L’ennemi des femmes
Depuis mardi et jusqu’au 17 octobre se déroule la «Marche mondiale des femmes» (MMF) organisée par la Fédération des femmes du Québec (FFQ). Six jours d’activités et de marches au cours desquels les militantes dénonceront la situation des femmes et se mobiliseront pour lutter contre la pauvreté, la discrimination, l’oppression, la marginalisation et l’exclusion, dont la gent féminine serait victime. Six jours pour présenter leur vision féministe de la société et les moyens à prendre pour permettre aux femmes d’atteindre l’autonomie financière.
Bien qu’il s’agisse souvent de lieux communs, les objectifs énoncés par la FFQ n’en sont pas moins louables et universellement cautionnés. En revanche, les raisons invoquées pour expliquer la situation de certaines femmes, tout comme les solutions proposées, font sursauter.
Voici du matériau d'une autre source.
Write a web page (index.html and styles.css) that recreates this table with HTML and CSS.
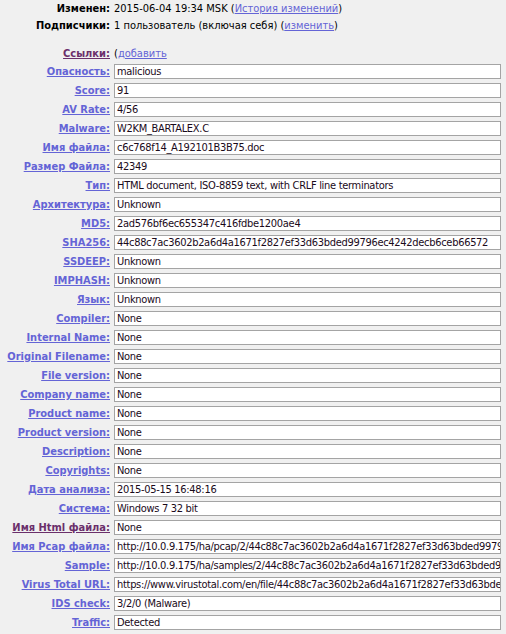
FILE: index.html
```html
<!DOCTYPE html>
<html lang="ru">
<head>
<meta charset="utf-8">
<title>Details</title>
<link rel="stylesheet" href="styles.css">
</head>
<body>
<div class="page">
  <div class="meta">
    <div class="meta-row"><span class="meta-label">Изменен:</span><span class="meta-value">2015-06-04 19:34 MSK (<a class="link" href="#">История изменений</a>)</span></div>
    <div class="meta-row"><span class="meta-label">Подписчики:</span><span class="meta-value">1 пользователь (включая себя) (<a class="link" href="#">изменить</a>)</span></div>
  </div>
  <div class="form">
    <div class="row links-row"><a class="label visited" href="#">Ссылки:</a><span class="plain">(<a class="link" href="#">добавить</a></span></div>
    <div class="row"><a class="label" href="#">Опасность:</a><div class="field">malicious</div></div>
    <div class="row"><a class="label" href="#">Score:</a><div class="field">91</div></div>
    <div class="row"><a class="label" href="#">AV Rate:</a><div class="field">4/56</div></div>
    <div class="row"><a class="label" href="#">Malware:</a><div class="field">W2KM_BARTALEX.C</div></div>
    <div class="row"><a class="label" href="#">Имя файла:</a><div class="field">c6c768f14_A192101B3B75.doc</div></div>
    <div class="row"><a class="label" href="#">Размер Файла:</a><div class="field">42349</div></div>
    <div class="row"><a class="label" href="#">Тип:</a><div class="field">HTML document, ISO-8859 text, with CRLF line terminators</div></div>
    <div class="row"><a class="label" href="#">Архитектура:</a><div class="field">Unknown</div></div>
    <div class="row"><a class="label" href="#">MD5:</a><div class="field">2ad576bf6ec655347c416fdbe1200ae4</div></div>
    <div class="row"><a class="label" href="#">SHA256:</a><div class="field">44c88c7ac3602b2a6d4a1671f2827ef33d63bded99796ec4242decb6ceb66572</div></div>
    <div class="row"><a class="label" href="#">SSDEEP:</a><div class="field">Unknown</div></div>
    <div class="row"><a class="label" href="#">IMPHASH:</a><div class="field">Unknown</div></div>
    <div class="row"><a class="label" href="#">Язык:</a><div class="field">Unknown</div></div>
    <div class="row"><a class="label" href="#">Compiler:</a><div class="field">None</div></div>
    <div class="row"><a class="label" href="#">Internal Name:</a><div class="field">None</div></div>
    <div class="row"><a class="label" href="#">Original Filename:</a><div class="field">None</div></div>
    <div class="row"><a class="label" href="#">File version:</a><div class="field">None</div></div>
    <div class="row"><a class="label" href="#">Company name:</a><div class="field">None</div></div>
    <div class="row"><a class="label" href="#">Product name:</a><div class="field">None</div></div>
    <div class="row"><a class="label" href="#">Product version:</a><div class="field">None</div></div>
    <div class="row"><a class="label" href="#">Description:</a><div class="field">None</div></div>
    <div class="row"><a class="label" href="#">Copyrights:</a><div class="field">None</div></div>
    <div class="row"><a class="label" href="#">Дата анализа:</a><div class="field">2015-05-15 16:48:16</div></div>
    <div class="row"><a class="label" href="#">Система:</a><div class="field">Windows 7 32 bit</div></div>
    <div class="row"><a class="label visited" href="#">Имя Html файла:</a><div class="field">None</div></div>
    <div class="row"><a class="label" href="#">Имя Pcap файла:</a><div class="field">http://10.0.9.175/ha/pcap/2/44c88c7ac3602b2a6d4a1671f2827ef33d63bded99796ec4242decb6ceb66572.pcap</div></div>
    <div class="row"><a class="label" href="#">Sample:</a><div class="field">http://10.0.9.175/ha/samples/2/44c88c7ac3602b2a6d4a1671f2827ef33d63bded99796ec4242decb6ceb66572</div></div>
    <div class="row"><a class="label" href="#">Virus Total URL:</a><div class="field">https://www.virustotal.com/en/file/44c88c7ac3602b2a6d4a1671f2827ef33d63bded99796ec4242decb6ceb66572/analysis/</div></div>
    <div class="row"><a class="label" href="#">IDS check:</a><div class="field">3/2/0 (Malware)</div></div>
    <div class="row"><a class="label" href="#">Traffic:</a><div class="field">Detected</div></div>
  </div>
</div>
</body>
</html>
```
FILE: styles.css
```css
html, body {
  margin: 0;
  padding: 0;
  background: #f0f0f0;
}
body {
  font-family: "DejaVu Sans Condensed", "DejaVu Sans", sans-serif;
  font-stretch: condensed;
  font-size: 11px;
  color: #000;
}
.page {
  width: 501px;
}
.meta {
  display: flex;
  flex-direction: column;
}
.meta-row {
  display: grid;
  grid-template-columns: 110px 1fr;
  column-gap: 4px;
  height: 17px;
  line-height: 17px;
}
.meta-label {
  font-weight: bold;
  text-align: right;
  white-space: nowrap;
}
.meta-value {
  white-space: nowrap;
}
.link {
  color: #6464d6;
  text-decoration: underline;
}
.form {
  display: flex;
  flex-direction: column;
  padding-top: 10px;
}
.row {
  display: grid;
  grid-template-columns: 110px 1fr;
  column-gap: 4px;
  height: 19px;
  align-items: center;
}
.links-row {
  height: 18px;
}
.label {
  font-weight: bold;
  text-align: right;
  color: #6464d6;
  text-decoration: underline;
  white-space: nowrap;
}
.label.visited {
  color: #6b2f6b;
}
.field {
  box-sizing: border-box;
  height: 15px;
  line-height: 13px;
  border: 1px solid #a4a4a4;
  background: #fff;
  padding: 0 2px;
  overflow: hidden;
  white-space: nowrap;
  color: #1a0a1a;
  letter-spacing: -0.3px;
}
.plain {
  white-space: nowrap;
}
```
Dans son Cahier des revendications 2010, la FFQ affirme que «la pauvreté des femmes et le manque d’autonomie économique découlent de choix politiques et économiques que nous effectuons chaque jour en tant que société», une société qu’elle qualifie de patriarcale et d’oppressante. En guise de solution, la FFQ décrète une série de droits fondamentaux (droit à l’éducation, au logement, au meilleur état de santé possible, à des services sociaux, au travail, à la sécurité économique, à un environnement sain, etc.) pour lesquels elle réclame systématiquement l’intervention du gouvernement, notamment pour hausser le salaire minimum et réformer l’aide sociale de manière à supprimer les catégories «apte» et «inapte» à l’emploi.
En somme, pour la FFM, c’est la société qui cause la pauvreté des femmes et c’est à l’État qu’incombe la responsabilité d’améliorer leur sort. La FFM se dit féministe. Or, aussi bien son diagnostic que ses revendications vont à l’encontre de l’émancipation de la femme. Elle déclare militer pour la liberté, mais elle encourage la dépendance.
Question de responsabilité
En effet, il n’y a jamais de liberté sans responsabilité individuelle. R-E-S-P-O-N-SAB-I-L-I-T-É ! Or, tandis que la responsabilité de l’État et de la société est maintes fois invoquée dans le Cahier de revendications de 59 pages, l’importance de celle des femmes elles-mêmes n’est pas soulignée. Au contraire, le discours de la FFM déresponsabilise la femme en faisant d’elle une victime impuissante d’un environnement hostile à son bien-être, et en subordonnant la satisfaction de ses besoins à la générosité des programmes sociaux.
Les mouvements féministes se sont battus pour permettre aux femmes de s’affranchir de leur père et de leur époux. Mais leurs actions n’en sont pas pour autant émancipatrices. Jadis, nos grandsmères étaient financièrement dépendantes de leur mari. Aujourd’hui, la FFQ préconise des mesures pour les rendre dépendantes de l’État. L’émancipation, la vraie, consiste à apprendre à ne dépendre de personne et non à remplacer un pourvoyeur par un autre. L’autonomie consiste à se prendre en charge et non à demander d’être entretenu par la société!
En associant l’autonomie financière aux largesses de l’État, le féminisme, tel que mis de l’avant par la FFQ, est l’ennemi des femmes. Il est démoralisateur et avilissant, car ce n’est pas aider les femmes que de leur apprendre à mendier leur subsistance auprès des fonctionnaires. Au contraire, il faut leur dire que leur situation n’est pas un accident et qu’il n’en tient qu’à elles de réaliser leurs rêves, car elles sont maîtres de leur destin. Il faut leur dire qu’elles sont capables d’accéder aux plus hauts échelons de la société et qu’elles n’ont de limites que celles qu’elles s’imposent.
La FFM a pour slogan «Tant que toutes les femmes ne seront pas libres, nous serons en marche!» Vu la nature des revendications de ce collectif, les militantes risquent de marcher encore longtemps!
Nathalie Elgrably-Lévy est économiste senior à l’Institut économique de Montréal.
* Cette chronique a aussi été publiée dans Le Journal de Québec.